T2S-Tensor: Productively Generating High-Performance Spatial Hardware for Dense Tensor Computations
Nitish Srivastava,Hongbo Rong,Prithayan Barua,Guanyu Feng,Huanqi Cao,Zhiru Zhang,David Albonesi,Vivek Sarkar,Wenguang Chen,Paul Petersen,Geoff Lowney,Adam Herr,Christopher Hughes,Timothy Mattson,Pradeep Dubey
DOI: https://doi.org/10.1109/fccm.2019.00033
2019-01-01
Abstract:We present a language and compilation framework for productively generating high-performance systolic arrays for dense tensor kernels on spatial architectures, including FPGAs and CGRAs.
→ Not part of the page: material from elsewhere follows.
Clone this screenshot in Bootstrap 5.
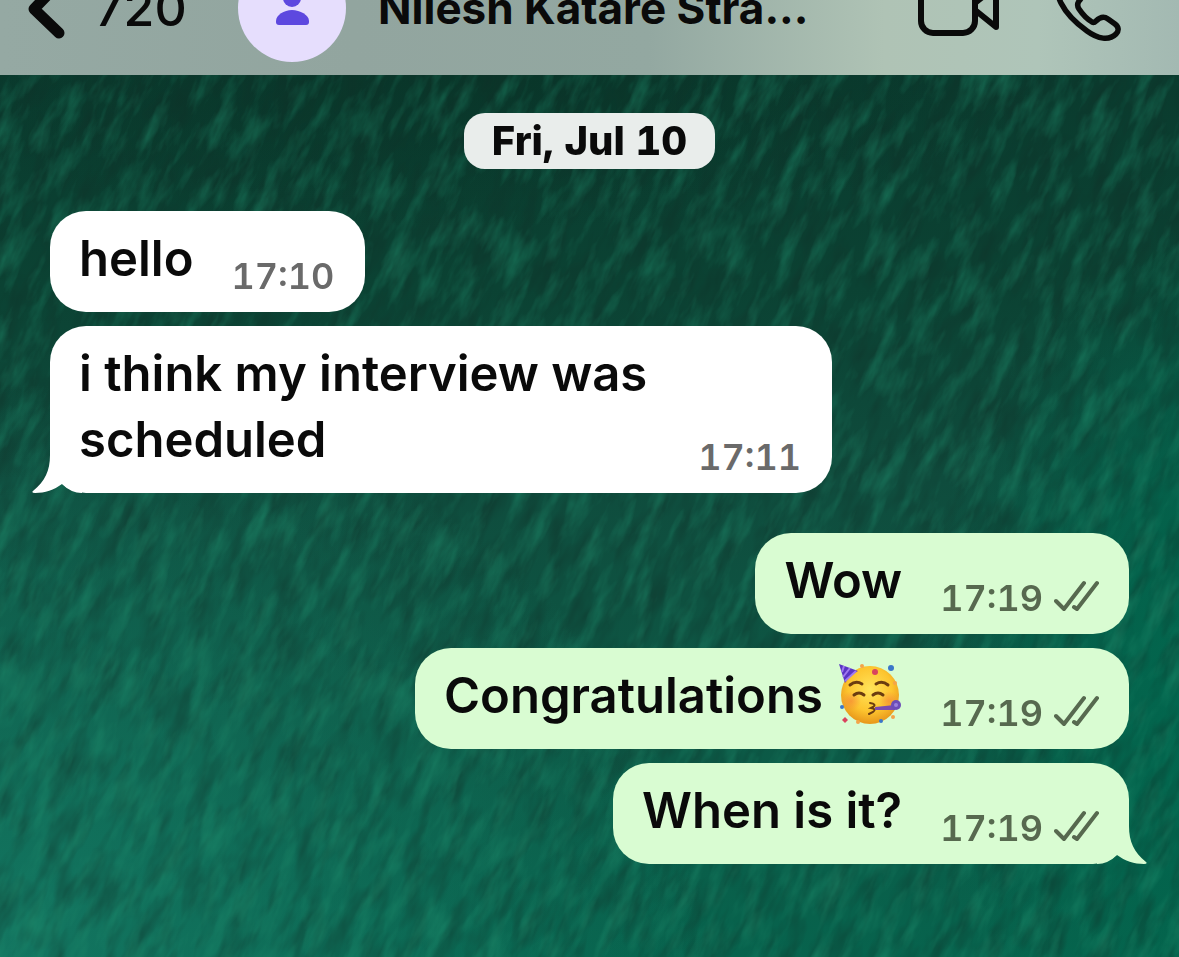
<!DOCTYPE html>
<html lang="en">
<head>
<meta charset="utf-8">
<meta name="viewport" content="width=device-width, initial-scale=1">
<title>Chat</title>
<link href="https://cdn.jsdelivr.net/npm/bootstrap@5.3.0/dist/css/bootstrap.min.css" rel="stylesheet">
<style>
  body { font-family: Inter, "Liberation Sans", sans-serif; font-weight: 500; color: #0a0a0a; background: #0d4a39; }
  .wallpaper { z-index: -1;
    background:
      radial-gradient(ellipse 30% 50% at 108% 72%, #006a50 0%, #02654dcc 50%, transparent 100%),
      radial-gradient(ellipse 50% 16% at 40% 8%, #08302480 0%, transparent 100%),
      radial-gradient(ellipse 60% 60% at 0% 100%, #137560 0%, transparent 100%),
      linear-gradient(180deg, #0a3b2e 8%, #0b4233 30%, #0f4c3d 50%, #0d5845 75%, #07634d 100%); }
  .chat-header { height: 75px; background: linear-gradient(90deg, #95a9a3 0%, #92a59f 30%, #93a8a1 55%, #afc3b5 75%, #afc5b9 88%, #a3b9b2 100%); }
  .header-row { height: 108px; margin-top: -46px; padding: 0 57px 0 26px; }
  .back-link { gap: 29px; width: 212px; font-size: 50px; line-height: 60px; color: inherit; }
  .avatar { width: 108px; height: 108px; background: #e6defd; }
  .contact { font-size: 44px; line-height: 48px; padding-left: 32px; }
  .icon-btn { color: #0a0a0a; line-height: 1; }
  .call-actions { gap: 51px; }
  .chat-body { padding: 38px 50px 94px; }
  .date-pill { font-size: 40px; line-height: 56px; padding: 0 28px; border-radius: 21px; background: #e9edeb; font-weight: 800; font-variant-numeric: tabular-nums; }
  .thread { gap: 14px; margin-top: 42px; }
  .bubble { gap: 38px; max-width: 782px; padding: 15px 31px 18px 29px; border-radius: 36px; background: #fff; }
  .bubble-sent { background: #d9fcd2; padding-right: 29px; }
  .bubble-text { font-size: 49px; line-height: 66px; margin-bottom: 2px; font-weight: 600; }
  .stamp { font-size: 36px; line-height: 36px; color: #6a6a6a; font-weight: 600; font-variant-numeric: tabular-nums; }
  .bubble-sent .stamp { color: #57694f; gap: 11px; }
  .first-sent { margin-top: 26px; }
  .tail { bottom: 0; height: 60px; width: 50px; }
  .tail-in { left: -18px; }
  .tail-out { right: -18px; }
  .emoji { margin: -12px 0 0 3px; }
</style>
</head>
<body>
<svg class="wallpaper position-fixed top-0 start-0 w-100 h-100" aria-hidden="true">
  <filter id="ripples" x="0" y="0" width="100%" height="100%" color-interpolation-filters="sRGB">
    <feTurbulence type="fractalNoise" baseFrequency="0.07 0.02" numOctaves="4" seed="8"/>
    <feColorMatrix values="0 0 0 0 .12  0 0 0 0 .56  0 0 0 0 .43  1 0 0 0 -.44"/>
  </filter>
  <filter id="shade" x="0" y="0" width="100%" height="100%" color-interpolation-filters="sRGB">
    <feTurbulence type="fractalNoise" baseFrequency="0.06 0.02" numOctaves="3" seed="21"/>
    <feColorMatrix values="0 0 0 0 .06  0 0 0 0 .18  0 0 0 0 .15  .9 0 0 0 -.36"/>
  </filter>
  <g transform="rotate(24)">
    <rect x="-100" y="-600" width="1800" height="1700" filter="url(#shade)"/>
    <rect x="-100" y="-600" width="1800" height="1700" filter="url(#ripples)"/>
  </g>
</svg>

<header class="chat-header overflow-hidden">
  <div class="header-row d-flex align-items-center">
    <a href="#" class="back-link d-flex align-items-center flex-shrink-0 text-decoration-none" aria-label="Back, 720 unread">
      <svg width="40" height="62" viewBox="0 0 40 62" fill="none" stroke="currentColor" stroke-width="11" stroke-linecap="round" stroke-linejoin="round" aria-hidden="true"><path d="M33 6 8 32l25 24"/></svg>
      <span>720</span>
    </a>
    <div class="avatar rounded-circle flex-shrink-0">
      <svg width="108" height="108" viewBox="0 0 108 108" fill="#5d48df" aria-hidden="true"><circle cx="54" cy="44" r="9"/><path d="M38 67c0-6 8-11 16-11s17 5 17 11v1q0 3-3 3H41q-3 0-3-3z"/></svg>
    </div>
    <div class="contact fw-bold text-nowrap">Nilesh Katare Stra...</div>
    <div class="call-actions d-flex align-items-center ms-auto">
      <button type="button" class="icon-btn btn border-0 p-0" aria-label="Video call">
        <svg width="84" height="60" viewBox="0 0 84 60" fill="none" stroke="currentColor" stroke-width="6" stroke-linejoin="round" aria-hidden="true"><rect x="4" y="4" width="54" height="51" rx="12"/><path d="M58 25 79 8v41L58 32"/></svg>
      </button>
      <button type="button" class="icon-btn btn border-0 p-0" aria-label="Voice call">
        <svg width="70" height="70" viewBox="0 0 70 70" fill="none" stroke="currentColor" stroke-width="5.500" stroke-linejoin="round" aria-hidden="true"><path d="M10 10c5-6 10-5 13 0l6 9c2 4 1 6-2 9-2 3-2 5 0 8 4 6 8 10 13 13q2 1 4-1c4-4 8-5 12-2l7 5c4 3 4 7 1 10-7 7-18 5-29-3C21 48 14 40 9 30 5 22 5 15 10 10z"/></svg>
      </button>
    </div>
  </div>
</header>

<main class="chat-body">
  <div class="d-flex justify-content-center"><div class="date-pill">Fri, Jul 10</div></div>
  <div class="thread d-flex flex-column">
    <div class="bubble d-flex align-items-end align-self-start">
      <div class="bubble-text">hello</div>
      <time class="stamp">17:10</time>
    </div>
    <div class="bubble position-relative d-flex align-items-end align-self-start">
      <svg class="tail tail-in position-absolute" viewBox="0 0 50 60" fill="#fff" aria-hidden="true"><path d="M18 0v22C18 38 13 48 1 58q-2 2 2 2C13 60 22 57 30 51Q39 60 50 60V0z"/></svg>
      <div class="bubble-text flex-grow-1 position-relative">i think my interview was scheduled</div>
      <time class="stamp">17:11</time>
    </div>
    <div class="bubble bubble-sent first-sent d-flex align-items-end align-self-end">
      <div class="bubble-text">Wow</div>
      <div class="stamp d-flex"><time>17:19</time><svg width="46" height="36" viewBox="0 0 46 36" fill="none" stroke="currentColor" stroke-width="4" stroke-linecap="round" stroke-linejoin="round" role="img" aria-label="Delivered"><path d="M2 21l8 8L30 3M20 27l3 2L43 3"/></svg></div>
    </div>
    <div class="bubble bubble-sent d-flex align-items-end align-self-end">
      <div class="bubble-text text-nowrap">Congratulations
        <svg class="emoji" width="64" height="62" viewBox="0 0 64 62" role="img" aria-label="Partying face">
          <defs>
            <radialGradient id="face" cx=".5" cy=".4" r=".58"><stop offset="0" stop-color="#ffe45a"/><stop offset=".65" stop-color="#fdc52f"/><stop offset="1" stop-color="#e99a1c"/></radialGradient>
            <radialGradient id="blush"><stop offset="0" stop-color="#f4803a" stop-opacity=".6"/><stop offset="1" stop-color="#f4803a" stop-opacity="0"/></radialGradient>
          </defs>
          <circle cx="32" cy="32" r="29" fill="url(#face)"/>
          <circle cx="13" cy="38" r="10" fill="url(#blush)"/><circle cx="51" cy="38" r="10" fill="url(#blush)"/>
          <path d="M1 1 20 8Q12 12 7 20z" fill="#5a35c4"/>
          <path d="M6 3 4 9M12 5 5 14M18 8 7 18" stroke="#a07af0" stroke-width="2"/>
          <g fill="none" stroke="#6b3d10" stroke-width="3" stroke-linecap="round"><path d="M12 22q6-5 12-1M38 21q6-4 12 1M16 32q5-4 10 0M35 32q5-4 10 0"/><path d="M32 40q7 1 3 4l-2 1q6 1 2 4l-4 2" stroke-width="2"/></g>
          <path d="M37 44l20-2v5l-20 0z" fill="#7b4bb0"/><circle cx="58" cy="42" r="5" fill="#6c4db8"/><circle cx="58" cy="42" r="2" fill="#9b80dd"/>
          <g fill="#d9435e"><circle cx="37" cy="9" r="3"/><path d="M7 54l3 3-3 3-3-3z"/></g>
          <g fill="#3b76c9"><circle cx="53" cy="5" r="3"/><circle cx="4" cy="44" r="2"/><circle cx="43" cy="58" r="2"/></g>
          <g fill="#f4a44a"><circle cx="24" cy="3" r="2"/><circle cx="57" cy="20" r="2"/><circle cx="55" cy="54" r="2"/><circle cx="20" cy="59" r="2"/></g>
        </svg>
      </div>
      <div class="stamp d-flex"><time>17:19</time><svg width="46" height="36" viewBox="0 0 46 36" fill="none" stroke="currentColor" stroke-width="4" stroke-linecap="round" stroke-linejoin="round" role="img" aria-label="Delivered"><path d="M2 21l8 8L30 3M20 27l3 2L43 3"/></svg></div>
    </div>
    <div class="bubble bubble-sent position-relative d-flex align-items-end align-self-end">
      <svg class="tail tail-out position-absolute" viewBox="0 0 50 60" fill="#d9fcd2" aria-hidden="true"><path d="M32 0v22C32 38 37 48 49 58q2 2-2 2C37 60 28 57 20 51Q11 60 0 60V0z"/></svg>
      <div class="bubble-text">When is it?</div>
      <div class="stamp d-flex position-relative"><time>17:19</time><svg width="46" height="36" viewBox="0 0 46 36" fill="none" stroke="currentColor" stroke-width="4" stroke-linecap="round" stroke-linejoin="round" role="img" aria-label="Delivered"><path d="M2 21l8 8L30 3M20 27l3 2L43 3"/></svg></div>
    </div>
  </div>
</main>
<script src="https://cdn.jsdelivr.net/npm/bootstrap@5.3.0/dist/js/bootstrap.bundle.min.js"></script>
</body>
</html>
It decouples a functional specification from a spatial mapping, allowing programmers to quickly explore various spatial optimizations for the same function. The actual implementation of these optimizations is left to a compiler. Thus, productivity and performance are achieved at the same time. We used this framework to implement several important dense tensor kernels. We implemented dense matrix multiply for an Arria-10 FPGA and a research CGRA, achieving 88% and 92% of the performance of manually written, and highly optimized expert (ninja") implementations in just 3% of their engineering time. Three other tensor kernels, including MTTKRP, TTM and TTMc, were also implemented with high performance and low design effort, and for the first time on spatial architectures."